Через некоторое время Л. С. Вивьен вызвал Меркурьева к себе и предложил ему с семьей выехать в Нарым для создания там театра. Мы с удовольствием согласились. Обком партии снарядил пароход. Ехали в Нарым и актеры, но не из нашего театра. Путь в Нарым от Новосибирска, вниз по Оби, был довольно длительный, но интересный. Поселили нас в городе Колпашеве (чуть южнее Нарыма), дали обширную избу, где раньше была библиотека. Первое, что мы сделали,- пошли в горком партии, познакомились с первым секретарем горкома, и Василий Васильевич был командирован обратно в Новосибирск с большим списком необходимого для оснащения театра. Полетел он уже на самолете - навигация кончилась. Тем временем я ходила в театр и репетировала репертуар, намеченный нами к выпуску. Вскоре мы успешно открыли театр, переведенный затем в город Каргасок.

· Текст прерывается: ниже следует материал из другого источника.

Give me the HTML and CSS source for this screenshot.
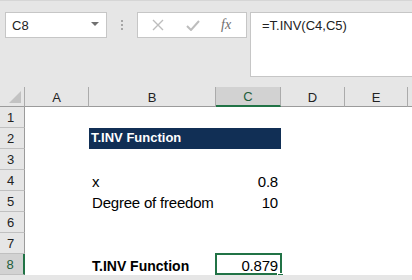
FILE: index.html
```html
<!DOCTYPE html>
<html lang="en">
<head>
    <meta charset="UTF-8">
    <meta name="viewport" content="width=device-width, initial-scale=1.0">
    <title>T.INV Function</title>
    <link rel="stylesheet" href="styles.css">
</head>
<body>

    <div class="toolbar">
        <div class="namebox">
            <span>C8</span>
            <span class="drop"></span>
        </div>
        <div class="grip"><i></i><i></i><i></i></div>
        <div class="buttons">
            <svg width="12" height="12" viewBox="0 0 12 12"><path d="M1 1L11 11M11 1L1 11" stroke="#bdbdbd" stroke-width="1.4" fill="none"/></svg>
            <svg width="14" height="11" viewBox="0 0 14 11"><path d="M1 6L5 10L13 1" stroke="#bdbdbd" stroke-width="2" fill="none"/></svg>
            <span class="fx">fx</span>
        </div>
        <div class="formula">=T.INV(C4,C5)</div>
    </div>

    <div class="sheet">
        <div class="corner"></div>
        <div class="colhead">A</div>
        <div class="colhead">B</div>
        <div class="colhead selected">C</div>
        <div class="colhead">D</div>
        <div class="colhead">E</div>
        <div class="colhead rest"></div>

        <div class="rowhead">1</div>
        <div class="cell"></div><div class="cell"></div><div class="cell"></div><div class="cell"></div><div class="cell"></div><div class="cell"></div>

        <div class="rowhead">2</div>
        <div class="cell"></div>
        <div class="cell title">T.INV Function</div>
        <div class="cell title"></div>
        <div class="cell"></div><div class="cell"></div><div class="cell"></div>

        <div class="rowhead">3</div>
        <div class="cell"></div><div class="cell"></div><div class="cell"></div><div class="cell"></div><div class="cell"></div><div class="cell"></div>

        <div class="rowhead">4</div>
        <div class="cell"></div>
        <div class="cell">x</div>
        <div class="cell num">0.8</div>
        <div class="cell"></div><div class="cell"></div><div class="cell"></div>

        <div class="rowhead">5</div>
        <div class="cell"></div>
        <div class="cell">Degree of freedom</div>
        <div class="cell num">10</div>
        <div class="cell"></div><div class="cell"></div><div class="cell"></div>

        <div class="rowhead">6</div>
        <div class="cell"></div><div class="cell"></div><div class="cell"></div><div class="cell"></div><div class="cell"></div><div class="cell"></div>

        <div class="rowhead">7</div>
        <div class="cell"></div><div class="cell"></div><div class="cell"></div><div class="cell"></div><div class="cell"></div><div class="cell"></div>

        <div class="rowhead selected">8</div>
        <div class="cell"></div>
        <div class="cell bold">T.INV Function</div>
        <div class="cell num active">0.879</div>
        <div class="cell"></div><div class="cell"></div><div class="cell"></div>
    </div>

</body>
</html>
```

FILE: styles.css
```css
body {
    margin: 0;
    background-color: #e6e6e6;
    font-family: "Liberation Sans", Arial, sans-serif;
    overflow: hidden;
}
.toolbar {
    display: flex;
    align-items: flex-start;
    height: 87px;
    padding: 11px 0 0 5px;
    border-top: 1px solid #d6d6d6;
    box-sizing: border-box;
}
.namebox {
    width: 102px;
    height: 26px;
    box-sizing: border-box;
    background-color: white;
    border: 1px solid #c6c6c6;
    display: flex;
    align-items: center;
    justify-content: space-between;
    padding: 0 7px 0 6px;
    font-size: 13px;
    color: #222;
}
.drop {
    width: 0;
    height: 0;
    border-left: 4px solid transparent;
    border-right: 4px solid transparent;
    border-top: 4px solid #707070;
    margin-top: -3px;
}
.grip {
    width: 30px;
    height: 26px;
    display: flex;
    flex-direction: column;
    align-items: center;
    justify-content: center;
    gap: 2px;
}
.grip i {
    width: 2px;
    height: 2px;
    background-color: #a6a6a6;
}
.buttons {
    width: 110px;
    height: 26px;
    box-sizing: border-box;
    background-color: white;
    border: 1px solid #c6c6c6;
    display: flex;
    align-items: center;
    padding: 0 0 0 14px;
    gap: 22px;
}
.fx {
    font-family: "Liberation Serif", "Times New Roman", serif;
    font-style: italic;
    font-size: 14px;
    color: #6e6e6e;
    margin-left: -1px;
}
.formula {
    margin-left: 3px;
    flex: 1;
    height: 65px;
    box-sizing: border-box;
    background-color: white;
    border: 1px solid #c6c6c6;
    border-right: none;
    padding: 5px 0 0 11px;
    font-size: 13px;
    color: #222;
}
.sheet {
    display: grid;
    grid-template-columns: 25px 64px 127px 65px 64px 63px 1fr;
    grid-template-rows: 20px repeat(8, 21px);
}
.corner {
    position: relative;
    border-right: 1px solid #ababab;
    border-bottom: 1px solid #9b9b9b;
}
.corner::after {
    content: "";
    position: absolute;
    right: 3px;
    bottom: 3px;
    width: 0;
    height: 0;
    border-left: 12px solid transparent;
    border-bottom: 12px solid #c2c2c2;
}
.colhead {
    border-right: 1px solid #ababab;
    border-bottom: 1px solid #9b9b9b;
    display: flex;
    align-items: center;
    justify-content: center;
    font-size: 13px;
    color: #222;
    padding-top: 1px;
}
.colhead.rest {
    border-right: none;
}
.colhead.selected {
    background-color: #d2d2d2;
    border-bottom: 2px solid #217346;
    color: #1e5e3a;
}
.rowhead {
    border-right: 1px solid #9b9b9b;
    border-bottom: 1px solid #c0c0c0;
    display: flex;
    align-items: center;
    justify-content: center;
    font-size: 13px;
    color: #222;
    padding-right: 3px;
}
.rowhead.selected {
    background-color: #d2d2d2;
    border-right: 2px solid #217346;
    color: #1e5e3a;
}
.cell {
    background-color: white;
    display: flex;
    align-items: flex-end;
    padding: 0 3px 1px 3px;
    font-size: 15px;
    letter-spacing: -0.2px;
    color: #000;
    white-space: nowrap;
}
.num {
    justify-content: flex-end;
}
.title {
    background-color: #112f55;
    color: white;
    font-weight: bold;
    font-size: 13px;
    letter-spacing: 0;
    padding-left: 2px;
    padding-bottom: 4px;
}
.bold {
    font-weight: bold;
    font-size: 14px;
    letter-spacing: 0;
}
.active {
    position: relative;
}
.active::after {
    content: "";
    position: absolute;
    left: -1px;
    top: -1px;
    right: -1px;
    bottom: 0;
    border: 2px solid #217346;
}
.active::before {
    content: "";
    position: absolute;
    right: -3px;
    bottom: -5px;
    width: 5px;
    height: 5px;
    background-color: #217346;
    border: 1px solid white;
    z-index: 1;
}
```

Когда мы закончили организацию театра, к нам во двор привели в качестве премии маленькую корову. Назвали мы ее Малютка. Это было большое подспорье для ребят, хотя долго мы потом вспоминали, как непривычно и сложно было нам тогда с коровой. В Колпашеве нас поселили в деревянном двухэтажном домике, который мы называли скворечником,- он был хоть и высок, но узок. Две комнаты наверху, две комнаты внизу. Скворечник стоял против театра. Вокруг него не было никаких домов. Репетировала я "Давным-давно" А. Глад кова. В самый разгар репетиций я почувствовала, что мне пора в родильный дом.

- Мальчик! - произнесла акушерка.

- Здравствуй, Петенька! - ответила я и пояснила: - Это я с сыном здороваюсь.